Inter-Process Communication in Operating Systems: Signal Mechanism
Description:
Signals are an asynchronous inter-process communication mechanism in operating systems, used to notify a target process that a specific event has occurred. Similar to hardware interrupts, signals are software-level "interrupts" used to handle exceptions, user interactions, process control, and other scenarios.
Basic Concepts of Signals:
- A signal is essentially an integer identifier, each corresponding to a specific event (e.g., SIGINT=2 indicates keyboard interrupt).
- After a signal is sent, it may be ignored, caught, or trigger a default action.
- Signal handling is asynchronous; a process may be interrupted by a signal at any time.
Ways Signals Are Generated:
- Keyboard input: Ctrl+C generates SIGINT, Ctrl+\ generates SIGQUIT.
- Hardware exceptions: Division by zero error generates SIGFPE, illegal memory access generates SIGSEGV.
- System calls: The kill() function allows a process to send signals to other processes.
- Software conditions: Broken pipe generates SIGPIPE, timer expiration generates SIGALRM.
Signal Handling Process:
Step 1: Signal Sending
- The kernel detects a signal event (e.g., keyboard interrupt).
- Sets the corresponding bit in the signal bitmap of the target process's Process Control Block (PCB).
- If the process is in an interruptible sleep state, wakes it up.
Step 2: Signal Delivery Timing
- Before a process returns from kernel mode to user mode (after system calls or interrupt handling).
- When a process is awakened from a sleep state.
- During context switching when a process's time slice expires.
Step 3: Signal Handling Methods
- Default action: Terminate the process, ignore the signal, terminate and generate a core dump, etc.
- Ignore the signal: Explicitly instruct the kernel to discard the signal.
- Catch the signal: Register a signal handler function, which is automatically called when the signal occurs.
Example of Signal Handler Registration:
#include <signal.h>
void signal_handler(int sig) {
// Signal handling logic
}
int main() {
// Register the signal handler for SIGINT
signal(SIGINT, signal_handler);
while(1) {
// Main program loop
}
return 0;
}
Important Characteristics of Signal Handling:
Unreliable Signals Problem:
- Early UNIX signals could be lost (multiple occurrences of the same signal were recorded only once).
- During the execution of a signal handler, the same signal type might be automatically blocked.
- Modern systems have resolved this issue with real-time signals.
Signal Mask:
- Each process has a signal mask defining the set of currently blocked signals.
- Blocked signals are delayed until they are unblocked.

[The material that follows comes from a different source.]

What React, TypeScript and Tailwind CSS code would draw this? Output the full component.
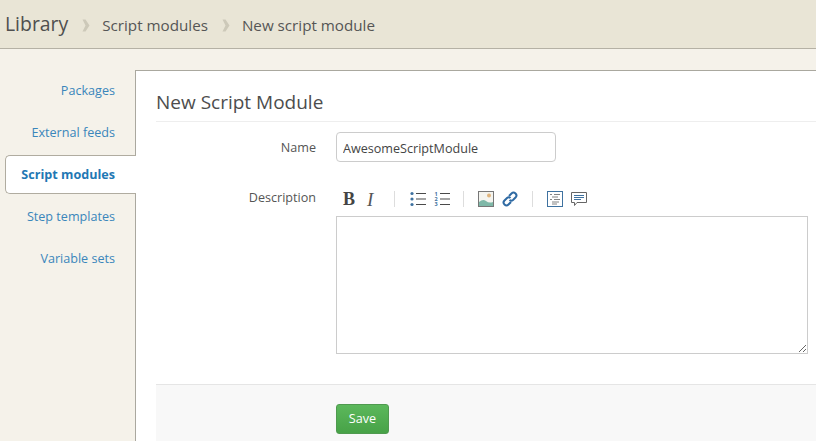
import React from "react";

const navItems = ["Packages", "External feeds", "Script modules", "Step templates", "Variable sets"];

function Chevron() {
  return (
    <svg width="8" height="13" viewBox="0 0 8 13" className="mt-[2px] mr-[12px] ml-[14px] shrink-0">
      <path d="M0.5 0.5 L3.5 0.5 L7.5 6.5 L3.5 12.5 L0.5 12.5 L3.5 6.5 Z" fill="#cdc9b9" />
    </svg>
  );
}

function Toolbar() {
  const blue = "#3f72a0";
  const dark = "#4a4a4a";
  const numeral = { fontSize: 5.5, fontWeight: 700, fill: blue, fontFamily: "Open Sans, sans-serif" };
  return (
    <div className="flex h-[18px] items-center pl-[7px]">
      <span className="w-[13px] font-['Liberation_Serif',serif] text-[18px] leading-none font-bold text-[#444]">B</span>
      <span className="ml-[11px] w-[9px] font-['Liberation_Serif',serif] text-[19px] leading-none text-[#555] italic">I</span>
      <div className="mr-[15px] ml-[18px] h-[16px] w-px bg-[#ddd]" />
      <svg width="16" height="16" viewBox="0 0 16 16">
        <circle cx="2" cy="2.5" r="1.6" fill={blue} />
        <circle cx="2" cy="8" r="1.6" fill={blue} />
        <circle cx="2" cy="13.5" r="1.6" fill={blue} />
        <path d="M6 2.5H16M6 8H16M6 13.5H16" stroke={dark} strokeWidth="1.2" />
      </svg>
      <svg width="16" height="16" viewBox="0 0 16 16" className="ml-[8px]">
        <text x="0.5" y="4.8" {...numeral}>1</text>
        <text x="0.5" y="10" {...numeral}>2</text>
        <text x="0.5" y="15.2" {...numeral}>3</text>
        <path d="M6 2.5H16M6 8H16M6 13.5H16" stroke={dark} strokeWidth="1.2" />
      </svg>
      <div className="mr-[14px] ml-[13px] h-[16px] w-px bg-[#ddd]" />
      <svg width="16" height="16" viewBox="0 0 16 16">
        <rect x="0.5" y="0.5" width="15" height="15" fill="#f4f4ef" stroke="#777" />
        <circle cx="11" cy="4.5" r="2" fill="#e0b47c" />
        <path d="M1 11 Q5 7.5 8 10 T15 11 V15 H1 Z" fill="#7fb8a8" />
      </svg>
      <svg width="16" height="16" viewBox="0 0 16 16" className="ml-[8px]" fill="none" stroke="#2f6aa3" strokeWidth="2">
        <path d="M7 5 L9.5 2.5 A2.6 2.6 0 0 1 13.5 6.5 L11 9 A2.6 2.6 0 0 1 7.5 9" />
        <path d="M9 11 L6.5 13.5 A2.6 2.6 0 0 1 2.5 9.5 L5 7 A2.6 2.6 0 0 1 8.5 7" />
      </svg>
      <div className="mr-[14px] ml-[14px] h-[16px] w-px bg-[#ddd]" />
      <svg width="16" height="16" viewBox="0 0 16 16">
        <rect x="0.5" y="0.5" width="15" height="15" fill="#fff" stroke="#3f72a0" />
        <path d="M3 3.5H5M7 3.5H13M5 6H11M3 8.5H5M7 8.5H13M5 11H12M5 13H10" stroke="#777" strokeWidth="0.9" />
      </svg>
      <svg width="16" height="16" viewBox="0 0 16 16" className="ml-[8px]" fill="none">
        <path d="M0.5 1.5 H15.5 V11.5 H6 L3.5 14.5 V11.5 H0.5 Z" stroke="#666" fill="#fff" />
        <path d="M3 4.5H13M3 6.5H13M3 8.5H10" stroke="#3f72a0" />
      </svg>
    </div>
  );
}

export default function App() {
  return (
    <div className="flex h-[441px] w-[816px] flex-col overflow-hidden bg-[#f5f2ea] font-['Open_Sans',sans-serif]">
      <header className="flex h-[49px] shrink-0 items-center border-b border-[#b5b1a5] bg-[#e9e5d6] pl-[5px] text-[#555]">
        <span className="text-[19.4px] leading-none text-[#4f4f4f]">Library</span>
        <Chevron />
        <span className="pt-[3px] text-[15.2px] leading-none">Script modules</span>
        <Chevron />
        <span className="pt-[3px] text-[15.2px] leading-none">New script module</span>
      </header>

      <div className="flex min-h-0 flex-1 pt-[21px]">
        <nav className="relative z-10 w-[136px] shrink-0 pt-[1px] pl-[5px] text-[12.6px]">
          {navItems.map((item) => {
            const active = item === "Script modules";
            return (
              <div
                key={item}
                className={
                  active
                    ? "mb-[3px] flex h-[39px] items-center justify-end rounded-l-[5px] border border-r-0 border-[#b0aca0] bg-white pt-[2px] pr-[21px] font-bold text-[#1f78b4]"
                    : "mb-[3px] flex h-[39px] items-center justify-end pt-[2px] pr-[21px] text-[#3a86bb]"
                }
              >
                {item}
              </div>
            );
          })}
        </nav>

        <main className="-ml-px flex min-w-0 flex-1 flex-col border-t border-l border-[#aaa89f] bg-white pl-[20px]">
          <h1 className="flex h-[51px] shrink-0 items-end border-b border-[#eeeeee] pb-[7px] text-[19px] leading-[24px] text-[#4d4d4d]">
            New Script Module
          </h1>

          <div className="mt-[10px] flex items-center text-[12.6px] text-[#555]">
            <label className="w-[160px] pt-[2px] text-right">Name</label>
            <input
              readOnly
              value="AwesomeScriptModule"
              className="ml-[20px] h-[30px] w-[220px] rounded-[4px] border border-[#cccccc] px-[6px] pt-[2px] text-[12.6px] text-[#444] outline-none"
            />
          </div>

          <div className="mt-[28px] flex items-start text-[12.6px] text-[#555]">
            <label className="w-[160px] text-right leading-[16px]">Description</label>
            <div className="ml-[20px] w-[472px]">
              <Toolbar />
              <textarea readOnly className="mt-[8px] block h-[138px] w-full border border-[#cccccc] bg-white outline-none" />
            </div>
          </div>

          <div className="mt-[30px] flex-1 border-t border-[#e5e5e5] bg-[#f8f8f8] pt-[19px] pl-[180px]">
            <button className="h-[30px] w-[53px] rounded-[3px] border border-[#4f9a4f] bg-gradient-to-b from-[#5cb85c] to-[#47a247] text-[12.6px] text-white">
              Save
            </button>
          </div>
        </main>
      </div>
    </div>
  );
}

- Use the sigprocmask() function to set the signal mask.
Reentrant Functions:
- Signal handlers must use reentrant functions (e.g., write()).
- Avoid non-reentrant functions (e.g., malloc, printf).
- Because signals can interrupt the main program execution at any moment.
Practical Application Scenarios:
- Graceful shutdown: Catch SIGTERM to clean up resources.
- Child process management: Parent process catches SIGCHLD to avoid zombie processes.
- Timeout control: Use SIGALRM to implement operation timeouts.
- Debugging support: Use SIGTRAP for program debugging.
Limitations of the Signal Mechanism:
- Limited information (only the signal identifier can be passed).
- Priority issues (all signals are equal, no priority distinction).
- Real-time performance is inferior to hardware interrupts.
- Complex signal handling may introduce race conditions.
By understanding the signal mechanism, you can better handle process exceptions, implement inter-process coordination, and write more robust system programs.